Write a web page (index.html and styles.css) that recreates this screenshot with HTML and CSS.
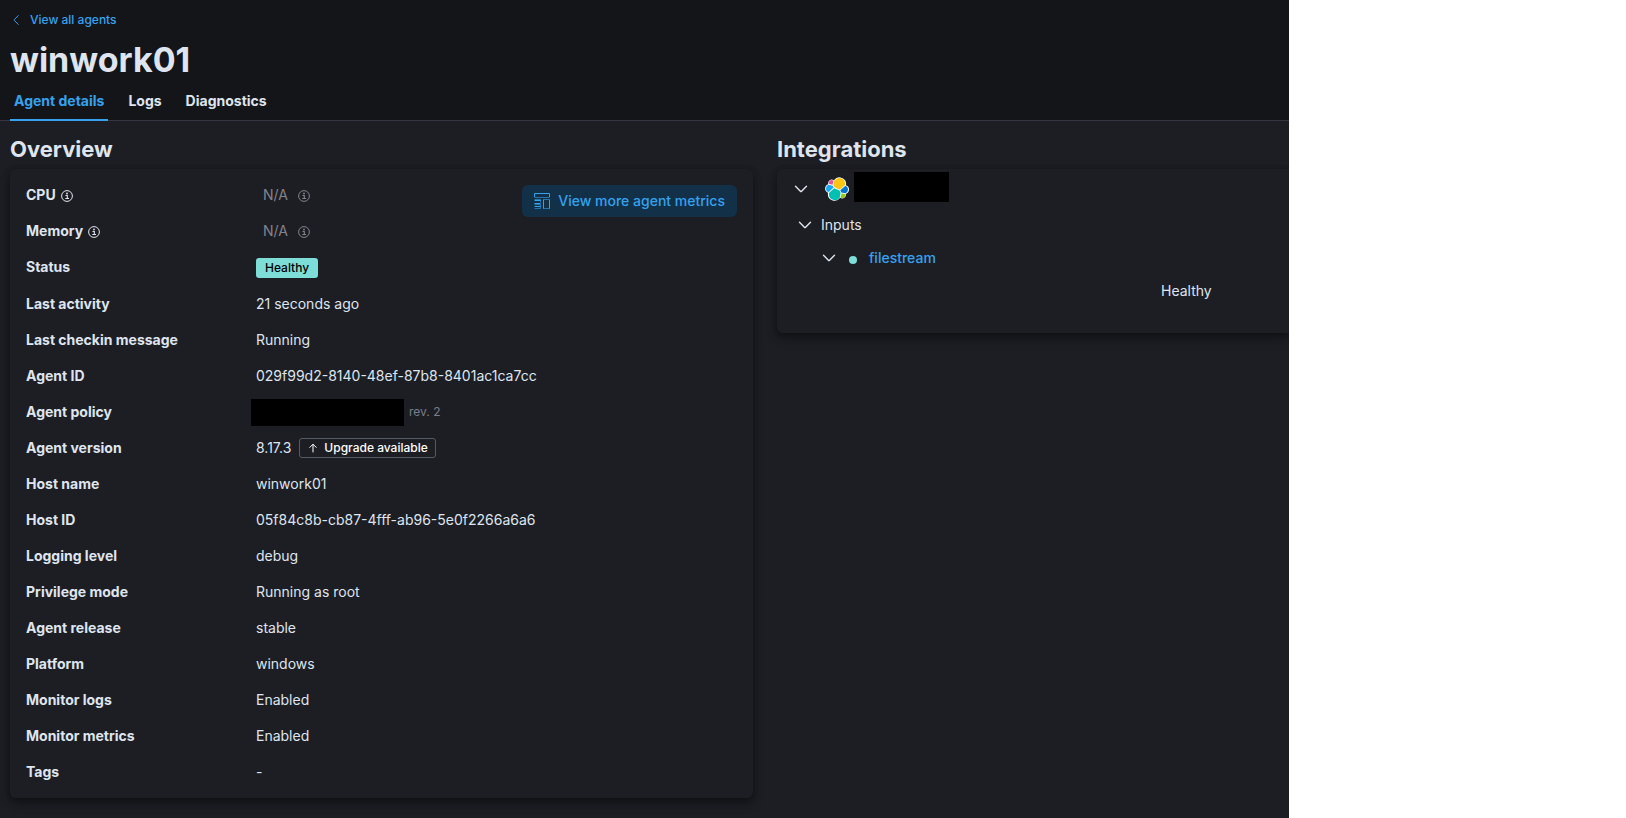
FILE: index.html
```html
<!DOCTYPE html>
<html lang="en">
<head>
    <meta charset="UTF-8">
    <meta name="viewport" content="width=device-width, initial-scale=1.0">
    <title>winwork01 - Agents</title>
    <link rel="stylesheet" href="styles.css">
</head>
<body>
    <!-- shared icons -->
    <svg class="sprite" aria-hidden="true">
        <symbol id="info" viewBox="0 0 12 12">
            <circle cx="6" cy="6" r="5.4" fill="none" stroke="currentColor" stroke-width="1"/>
            <path d="M4.5 5.500h1.800v3M4.300 8.500h3.700" fill="none" stroke="currentColor" stroke-width="1.1"/>
            <circle cx="6" cy="3.500" r="0.9" fill="currentColor"/>
        </symbol>
        <symbol id="arrowDown" viewBox="0 0 16 16">
            <path d="M2.5 5.3L7.4 10.2a.8.8 0 0 0 1.2 0L13.5 5.3" fill="none" stroke="currentColor" stroke-width="1.4" stroke-linecap="round"/>
        </symbol>
    </svg>

    <div class="app">
        <header class="header">
            <a class="backLink" href="#">
                <svg class="backIcon" viewBox="0 0 12 12"><path d="M8.200 1.600L4.300 5.600a.6.6 0 0 0 0 .8L8.200 10.400" fill="none" stroke="currentColor" stroke-linecap="round"/></svg>
                View all agents
            </a>
            <h1>winwork01</h1>
            <nav class="tabs">
                <a class="tab active" href="#">Agent details</a>
                <a class="tab" href="#">Logs</a>
                <a class="tab" href="#">Diagnostics</a>
            </nav>
        </header>

        <main class="content">
            <section>
                <h2>Overview</h2>
                <div class="panel overview">
                    <dl class="details">
                        <div class="row">
                            <dt>CPU <svg class="infoIcon"><use href="#info"/></svg></dt>
                            <dd class="notAvailable">N/A <svg class="infoIcon"><use href="#info"/></svg></dd>
                        </div>
                        <div class="row">
                            <dt>Memory <svg class="infoIcon"><use href="#info"/></svg></dt>
                            <dd class="notAvailable">N/A <svg class="infoIcon"><use href="#info"/></svg></dd>
                        </div>
                        <div class="row status">
                            <dt>Status</dt>
                            <dd><span class="badge healthy">Healthy</span></dd>
                        </div>
                        <div class="row">
                            <dt>Last activity</dt>
                            <dd>21 seconds ago</dd>
                        </div>
                        <div class="row">
                            <dt>Last checkin message</dt>
                            <dd>Running</dd>
                        </div>
                        <div class="row">
                            <dt>Agent ID</dt>
                            <dd>029f99d2-8140-48ef-87b8-8401ac1ca7cc</dd>
                        </div>
                        <div class="row">
                            <dt>Agent policy</dt>
                            <dd class="policy"><span class="hiddenPolicy"></span><span class="revision">rev. 2</span></dd>
                        </div>
                        <div class="row">
                            <dt>Agent version</dt>
                            <dd>
                                8.17.3
                                <span class="badge upgrade">
                                    <svg class="upIcon" viewBox="0 0 12 12"><path d="M6 10V2.500M2.800 5.400L6 2.200l3.200 3.200" fill="none" stroke="currentColor" stroke-linecap="round" stroke-linejoin="round"/></svg>
                                    Upgrade available
                                </span>
                            </dd>
                        </div>
                        <div class="row">
                            <dt>Host name</dt>
                            <dd>winwork01</dd>
                        </div>
                        <div class="row">
                            <dt>Host ID</dt>
                            <dd>05f84c8b-cb87-4fff-ab96-5e0f2266a6a6</dd>
                        </div>
                        <div class="row">
                            <dt>Logging level</dt>
                            <dd>debug</dd>
                        </div>
                        <div class="row">
                            <dt>Privilege mode</dt>
                            <dd>Running as root</dd>
                        </div>
                        <div class="row">
                            <dt>Agent release</dt>
                            <dd>stable</dd>
                        </div>
                        <div class="row">
                            <dt>Platform</dt>
                            <dd>windows</dd>
                        </div>
                        <div class="row">
                            <dt>Monitor logs</dt>
                            <dd>Enabled</dd>
                        </div>
                        <div class="row">
                            <dt>Monitor metrics</dt>
                            <dd>Enabled</dd>
                        </div>
                        <div class="row">
                            <dt>Tags</dt>
                            <dd>-</dd>
                        </div>
                    </dl>
                    <button class="metricsButton" type="button">
                        <svg class="dashboardIcon" viewBox="0 0 16 16" fill="none" stroke="currentColor">
                            <path d="M.5 4V.5h15V4"/>
                            <path d="M.5 4.500h15" opacity="0.6"/>
                            <path d="M.5 7.500h6M.5 10.500h6M.5 13.500h6M9.500 7v8.500M15.500 7v8.500"/>
                            <path d="M.5 6.500h6v3M.5 11.500h6v2M.5 15.500h6v-2M9 6.500h7M9 15.500h7" opacity="0.6"/>
                        </svg>
                        View more agent metrics
                    </button>
                </div>
            </section>

            <section>
                <h2>Integrations</h2>
                <div class="panel integrations">
                    <div class="package">
                        <button class="toggle" type="button" aria-label="Toggle integration"><svg><use href="#arrowDown"/></svg></button>
                        <svg class="elasticLogo" viewBox="0 0 32 32">
                            <path fill="#fff" d="M32 16.8a6 6 0 0 0-4-5.7A9 9 0 0 0 11.900 4.200 4.800 4.800 0 0 0 4.500 9.500 6.100 6.100 0 0 0 4 21 9 9 0 0 0 20.200 27.800 4.800 4.800 0 0 0 27.600 22.500 6 6 0 0 0 32 16.800"/>
                            <path fill="#fec514" d="M12.600 13.800l7 3.200 7.100-6.200a8 8 0 0 0 .1-1.500 7.900 7.900 0 0 0-14.400-4.500l-1.200 6.100z"/>
                            <path fill="#00bfb3" d="M5.300 21.200a8 8 0 0 0-.1 1.500 7.900 7.900 0 0 0 14.500 4.500l1.100-6.100-1.500-3-7.100-3.200z"/>
                            <path fill="#f04e98" d="M5.300 9.100l4.800 1.200 1.100-5.500a3.800 3.800 0 0 0-5.900 4.300"/>
                            <path fill="#1ba9f5" d="M4.900 10.300a5.300 5.300 0 0 0-.2 10l6.800-6.200-1.300-2.600z"/>
                            <path fill="#93c90e" d="M20.900 27.200a3.800 3.800 0 0 0 5.900-4.300l-4.800-1.200z"/>
                            <path fill="#07c" d="M21.800 20.500l5.300 1.200a5.300 5.300 0 0 0 .2-10l-7 6.100z"/>
                        </svg>
                        <span class="hiddenName"></span>
                    </div>
                    <div class="inputs">
                        <button class="toggle" type="button" aria-label="Toggle inputs"><svg><use href="#arrowDown"/></svg></button>
                        Inputs
                    </div>
                    <div class="stream">
                        <button class="toggle" type="button" aria-label="Toggle filestream"><svg><use href="#arrowDown"/></svg></button>
                        <span class="dot"></span>
                        <a href="#">filestream</a>
                    </div>
                    <div class="streamStatus">Healthy</div>
                </div>
            </section>
        </main>
    </div>
</body>
</html>
```

FILE: styles.css
```css
* {
    box-sizing: border-box;
}

body {
    margin: 0;
    background-color: #fff;
    color: #dfe5ef;
    font-family: Inter, "Liberation Sans", sans-serif;
    font-size: 14px;
    line-height: 20px;
}

a {
    color: #36a2ef;
    text-decoration: none;
}

button {
    border: 0;
    padding: 0;
    background: none;
    color: inherit;
    font: inherit;
    cursor: pointer;
}

h1,
h2,
dl,
dd {
    margin: 0;
}

svg {
    flex: none;
}

.sprite {
    display: none;
}

/* the app leaves a blank strip on the right side */
.app {
    min-height: 100vh;
    margin-right: 337px;
    overflow: hidden;
    background-color: #1d1e24;
}

/* page header */
.header {
    padding: 10px 10px 0;
    border-bottom: 1px solid #343741;
    background-color: #141519;
}

.backLink {
    display: flex;
    align-items: center;
    gap: 8px;
    font-size: 12px;
    font-weight: 500;
}

.backIcon {
    width: 12px;
    height: 12px;
}

h1 {
    margin-top: 10px;
    font-size: 34px;
    font-weight: 700;
    line-height: 40px;
}

.tabs {
    display: flex;
    gap: 16px;
    margin-bottom: -1px;
}

.tab {
    padding: 11px 4px 8px;
    border-bottom: 2px solid transparent;
    color: #dfe5ef;
    font-weight: 700;
}

.tab.active {
    border-bottom-color: #36a2ef;
    color: #36a2ef;
}

/* two columns, the right one runs to the edge of the app */
.content {
    display: grid;
    grid-template-columns: 743fr 512fr;
    gap: 24px;
    align-items: start;
    padding: 12px 0 20px 10px;
}

h2 {
    margin-bottom: 4px;
    font-size: 22px;
    font-weight: 700;
    line-height: 32px;
}

.panel {
    border-radius: 6px;
    background-color: #1d1e24;
    box-shadow: 0 1px 5px rgba(0, 0, 0, 0.2), 0 4px 8px rgba(0, 0, 0, 0.2), 0 6px 12px rgba(0, 0, 0, 0.2);
}

/* overview */
.overview {
    display: flex;
    align-items: flex-start;
    padding: 16px;
}

.details {
    display: flex;
    flex: 1;
    flex-direction: column;
    gap: 16px;
    min-width: 0;
}

.row {
    display: grid;
    grid-template-columns: 230px 1fr;
    grid-template-rows: 100%;
    align-items: center;
    height: 20px;
}

.row.status {
    height: 21px;
    align-items: start;
}

.row.status dd {
    align-self: end;
}

dt,
dd {
    display: flex;
    align-items: center;
    white-space: nowrap;
}

dt {
    gap: 5px;
    font-weight: 700;
}

dd {
    gap: 8px;
}

.infoIcon {
    width: 12px;
    height: 12px;
    margin-top: 2px;
}

.notAvailable {
    gap: 10px;
    padding-left: 7px;
    color: #81848d;
}

.badge {
    display: flex;
    align-items: center;
    height: 20px;
    border-radius: 3px;
    font-size: 12px;
    font-weight: 500;
}

.healthy {
    padding: 0 9px;
    background-color: #7dded8;
    color: #000;
}

.upgrade {
    gap: 5px;
    padding: 0 7px;
    border: 1px solid #535966;
    color: #fff;
}

.upIcon {
    width: 12px;
    height: 12px;
}

.policy {
    gap: 5px;
}

.hiddenPolicy {
    width: 153px;
    height: 27px;
    margin-left: -5px;
    background-color: #000;
}

.revision {
    color: #7a7e88;
    font-size: 12px;
}

.metricsButton {
    display: flex;
    flex: none;
    align-items: center;
    gap: 8px;
    height: 32px;
    padding: 0 12px;
    border-radius: 6px;
    background-color: #123148;
    color: #36a2ef;
    font-weight: 500;
}

.dashboardIcon {
    width: 16px;
    height: 16px;
}

/* integrations */
.integrations {
    padding: 3px 0 32px;
    border-radius: 6px 0 0 6px;
}

.package,
.inputs,
.stream {
    display: flex;
    align-items: center;
}

.package {
    height: 34px;
    padding-left: 16px;
}

.inputs {
    gap: 8px;
    margin-top: 9px;
    padding-left: 20px;
}

.stream {
    gap: 12px;
    margin-top: 13px;
    padding-left: 44px;
    font-weight: 500;
}

.streamStatus {
    margin-top: 13px;
    padding-left: 75%;
}

.toggle,
.toggle svg {
    display: block;
    width: 16px;
    height: 16px;
}

.elasticLogo {
    width: 24px;
    height: 24px;
    margin: 0 5px 0 16px;
}

.hiddenName {
    align-self: flex-start;
    width: 95px;
    height: 30px;
    background-color: #000;
}

.dot {
    width: 8px;
    height: 8px;
    margin-top: 3px;
    border-radius: 50%;
    background-color: #7dded8;
}
```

══════

§ WHAT TO DO: Extract every line above containing the word "index".

§ OUTPUT FOR THIS TASK:
Write a web page (index.html and styles.css) that recreates this screenshot with HTML and CSS.
FILE: index.html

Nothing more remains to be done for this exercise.